- _Task description_: Starting at the first line of the entries, extract each line up to and including the one that contains "const [branches] = useState(['master']);", but leave out the pictures.
──────── Supplied information ────────
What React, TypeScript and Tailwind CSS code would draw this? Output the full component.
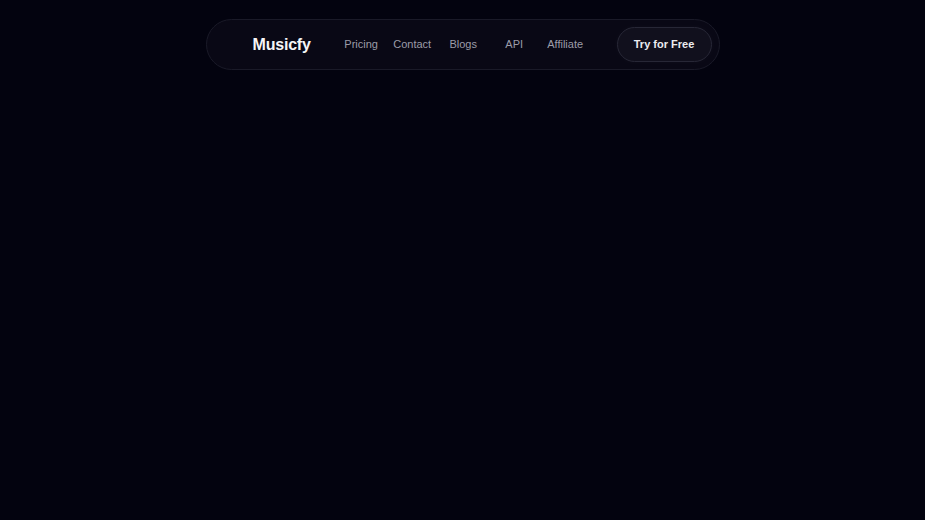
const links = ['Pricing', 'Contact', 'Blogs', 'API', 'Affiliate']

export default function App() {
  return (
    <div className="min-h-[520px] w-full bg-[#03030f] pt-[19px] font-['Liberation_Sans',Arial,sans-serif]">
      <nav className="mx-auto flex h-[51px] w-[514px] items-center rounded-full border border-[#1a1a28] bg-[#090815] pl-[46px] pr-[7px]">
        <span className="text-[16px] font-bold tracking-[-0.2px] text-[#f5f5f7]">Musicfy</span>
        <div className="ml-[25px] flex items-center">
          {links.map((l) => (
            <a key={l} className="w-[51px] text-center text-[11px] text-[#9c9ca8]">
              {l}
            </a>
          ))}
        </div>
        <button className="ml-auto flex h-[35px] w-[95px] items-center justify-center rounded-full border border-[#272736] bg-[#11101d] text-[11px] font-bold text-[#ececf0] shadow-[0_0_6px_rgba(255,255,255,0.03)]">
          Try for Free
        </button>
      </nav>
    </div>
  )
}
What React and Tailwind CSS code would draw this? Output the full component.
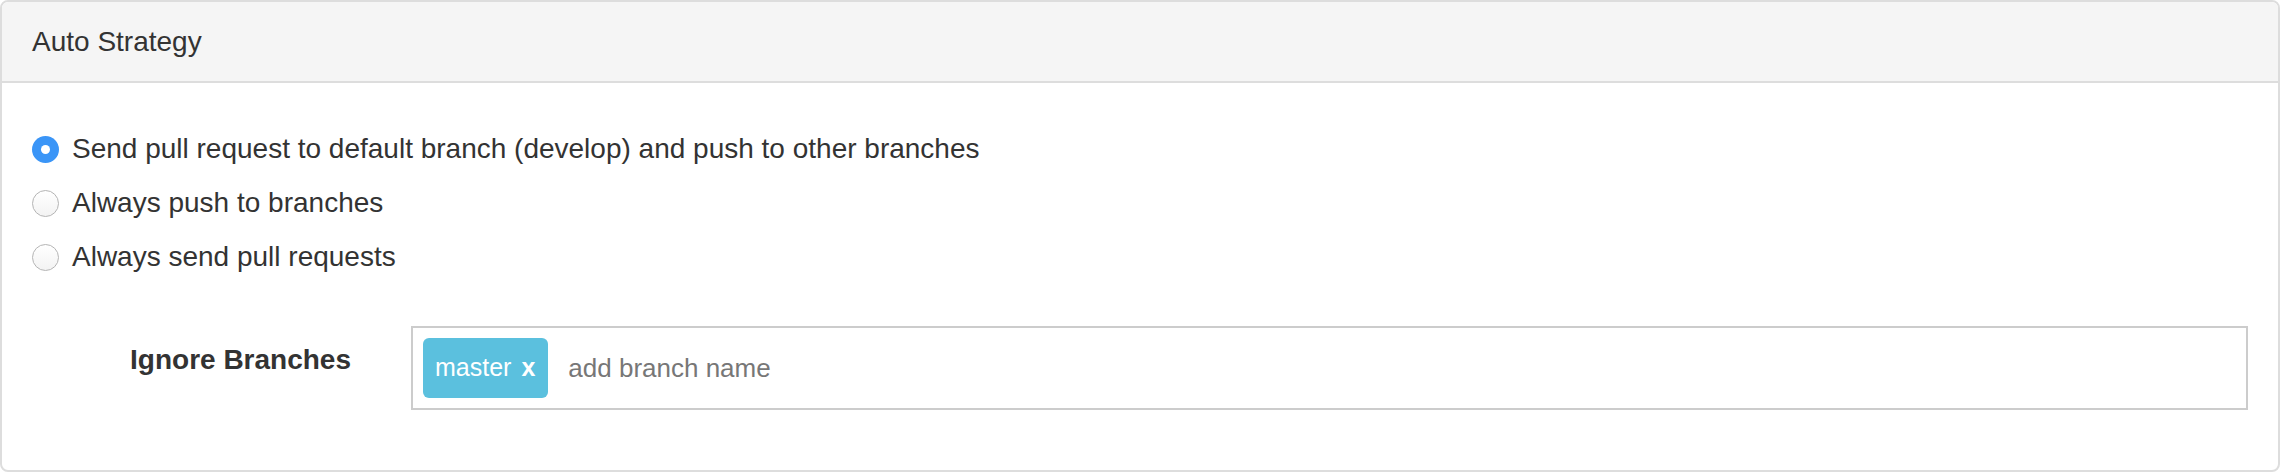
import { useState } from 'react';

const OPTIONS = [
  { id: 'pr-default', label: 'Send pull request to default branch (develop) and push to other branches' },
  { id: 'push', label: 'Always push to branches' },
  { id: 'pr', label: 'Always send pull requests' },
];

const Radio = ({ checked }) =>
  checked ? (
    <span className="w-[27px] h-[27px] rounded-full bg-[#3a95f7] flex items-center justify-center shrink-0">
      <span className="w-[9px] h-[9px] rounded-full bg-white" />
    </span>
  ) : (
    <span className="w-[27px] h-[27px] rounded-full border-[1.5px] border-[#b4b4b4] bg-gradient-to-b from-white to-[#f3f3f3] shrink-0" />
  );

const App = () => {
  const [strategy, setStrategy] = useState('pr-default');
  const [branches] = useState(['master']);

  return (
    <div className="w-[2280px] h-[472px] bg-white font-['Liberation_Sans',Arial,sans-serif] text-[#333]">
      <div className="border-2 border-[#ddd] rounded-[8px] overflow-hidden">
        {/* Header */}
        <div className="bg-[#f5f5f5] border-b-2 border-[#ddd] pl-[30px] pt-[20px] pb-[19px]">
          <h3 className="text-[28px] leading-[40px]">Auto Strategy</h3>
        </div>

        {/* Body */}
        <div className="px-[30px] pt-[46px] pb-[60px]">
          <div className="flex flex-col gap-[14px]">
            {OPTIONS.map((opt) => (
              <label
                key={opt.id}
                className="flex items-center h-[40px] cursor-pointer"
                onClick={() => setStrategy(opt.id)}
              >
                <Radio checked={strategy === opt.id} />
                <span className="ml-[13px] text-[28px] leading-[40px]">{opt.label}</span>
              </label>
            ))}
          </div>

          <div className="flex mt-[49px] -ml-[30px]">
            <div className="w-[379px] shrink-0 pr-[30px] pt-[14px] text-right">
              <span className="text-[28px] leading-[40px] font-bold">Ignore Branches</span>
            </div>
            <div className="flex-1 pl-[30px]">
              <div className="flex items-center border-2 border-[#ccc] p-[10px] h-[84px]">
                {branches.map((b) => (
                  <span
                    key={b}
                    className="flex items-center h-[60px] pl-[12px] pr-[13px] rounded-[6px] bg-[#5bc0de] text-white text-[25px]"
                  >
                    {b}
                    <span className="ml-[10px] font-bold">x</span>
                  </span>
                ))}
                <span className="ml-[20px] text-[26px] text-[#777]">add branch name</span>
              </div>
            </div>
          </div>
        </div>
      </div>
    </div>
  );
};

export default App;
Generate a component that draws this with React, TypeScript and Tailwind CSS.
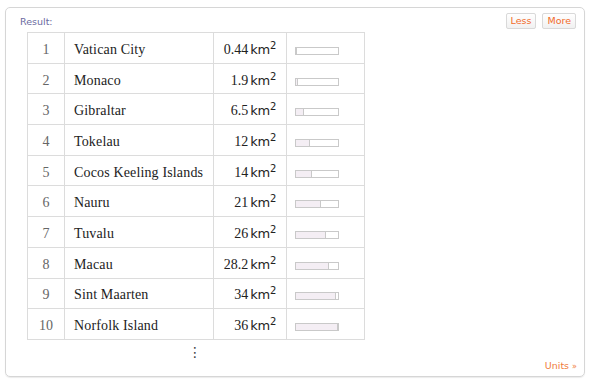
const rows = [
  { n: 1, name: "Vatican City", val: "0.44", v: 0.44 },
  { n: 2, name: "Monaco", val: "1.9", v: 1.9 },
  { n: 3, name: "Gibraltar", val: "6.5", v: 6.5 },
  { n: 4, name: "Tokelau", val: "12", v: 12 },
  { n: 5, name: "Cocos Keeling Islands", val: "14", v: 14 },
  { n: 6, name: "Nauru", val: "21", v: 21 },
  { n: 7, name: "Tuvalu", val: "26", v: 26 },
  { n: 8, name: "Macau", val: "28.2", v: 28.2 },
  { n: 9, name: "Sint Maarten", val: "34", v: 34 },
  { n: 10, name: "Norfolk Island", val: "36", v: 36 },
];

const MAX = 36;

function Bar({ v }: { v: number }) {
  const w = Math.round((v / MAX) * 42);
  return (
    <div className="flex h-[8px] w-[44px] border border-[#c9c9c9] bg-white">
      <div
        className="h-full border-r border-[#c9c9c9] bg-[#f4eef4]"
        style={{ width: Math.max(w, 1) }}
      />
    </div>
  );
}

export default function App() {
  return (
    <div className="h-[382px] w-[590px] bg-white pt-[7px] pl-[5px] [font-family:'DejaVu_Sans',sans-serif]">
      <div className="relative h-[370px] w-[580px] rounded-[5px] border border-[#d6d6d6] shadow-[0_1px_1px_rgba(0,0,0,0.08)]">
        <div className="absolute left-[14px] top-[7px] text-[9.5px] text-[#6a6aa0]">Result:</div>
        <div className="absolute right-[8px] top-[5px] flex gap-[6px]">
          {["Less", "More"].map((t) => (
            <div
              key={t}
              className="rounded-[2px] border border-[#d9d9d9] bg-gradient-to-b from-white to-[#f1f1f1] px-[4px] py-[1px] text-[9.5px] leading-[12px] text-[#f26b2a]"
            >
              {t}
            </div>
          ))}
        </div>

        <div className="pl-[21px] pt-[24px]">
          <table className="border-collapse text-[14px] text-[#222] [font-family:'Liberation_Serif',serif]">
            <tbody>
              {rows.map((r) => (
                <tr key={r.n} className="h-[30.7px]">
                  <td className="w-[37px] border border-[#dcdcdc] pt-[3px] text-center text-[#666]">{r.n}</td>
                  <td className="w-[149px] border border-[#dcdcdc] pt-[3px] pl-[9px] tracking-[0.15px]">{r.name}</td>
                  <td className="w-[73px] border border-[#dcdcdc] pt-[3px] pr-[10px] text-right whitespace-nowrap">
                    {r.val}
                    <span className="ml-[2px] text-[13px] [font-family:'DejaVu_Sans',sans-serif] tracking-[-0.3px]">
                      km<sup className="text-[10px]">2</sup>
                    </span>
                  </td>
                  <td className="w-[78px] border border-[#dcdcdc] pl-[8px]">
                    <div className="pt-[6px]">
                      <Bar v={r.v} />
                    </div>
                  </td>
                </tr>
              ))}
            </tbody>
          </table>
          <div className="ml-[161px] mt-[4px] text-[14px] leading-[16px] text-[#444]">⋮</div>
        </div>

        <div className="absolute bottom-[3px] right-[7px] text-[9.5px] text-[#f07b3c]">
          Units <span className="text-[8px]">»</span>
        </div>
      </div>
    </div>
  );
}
────────
- _Full output_:
What React, TypeScript and Tailwind CSS code would draw this? Output the full component.
const links = ['Pricing', 'Contact', 'Blogs', 'API', 'Affiliate']

export default function App() {
  return (
    <div className="min-h-[520px] w-full bg-[#03030f] pt-[19px] font-['Liberation_Sans',Arial,sans-serif]">
      <nav className="mx-auto flex h-[51px] w-[514px] items-center rounded-full border border-[#1a1a28] bg-[#090815] pl-[46px] pr-[7px]">
        <span className="text-[16px] font-bold tracking-[-0.2px] text-[#f5f5f7]">Musicfy</span>
        <div className="ml-[25px] flex items-center">
          {links.map((l) => (
            <a key={l} className="w-[51px] text-center text-[11px] text-[#9c9ca8]">
              {l}
            </a>
          ))}
        </div>
        <button className="ml-auto flex h-[35px] w-[95px] items-center justify-center rounded-full border border-[#272736] bg-[#11101d] text-[11px] font-bold text-[#ececf0] shadow-[0_0_6px_rgba(255,255,255,0.03)]">
          Try for Free
        </button>
      </nav>
    </div>
  )
}
What React and Tailwind CSS code would draw this? Output the full component.
import { useState } from 'react';

const OPTIONS = [
  { id: 'pr-default', label: 'Send pull request to default branch (develop) and push to other branches' },
  { id: 'push', label: 'Always push to branches' },
  { id: 'pr', label: 'Always send pull requests' },
];

const Radio = ({ checked }) =>
  checked ? (
    <span className="w-[27px] h-[27px] rounded-full bg-[#3a95f7] flex items-center justify-center shrink-0">
      <span className="w-[9px] h-[9px] rounded-full bg-white" />
    </span>
  ) : (
    <span className="w-[27px] h-[27px] rounded-full border-[1.5px] border-[#b4b4b4] bg-gradient-to-b from-white to-[#f3f3f3] shrink-0" />
  );

const App = () => {
  const [strategy, setStrategy] = useState('pr-default');
  const [branches] = useState(['master']);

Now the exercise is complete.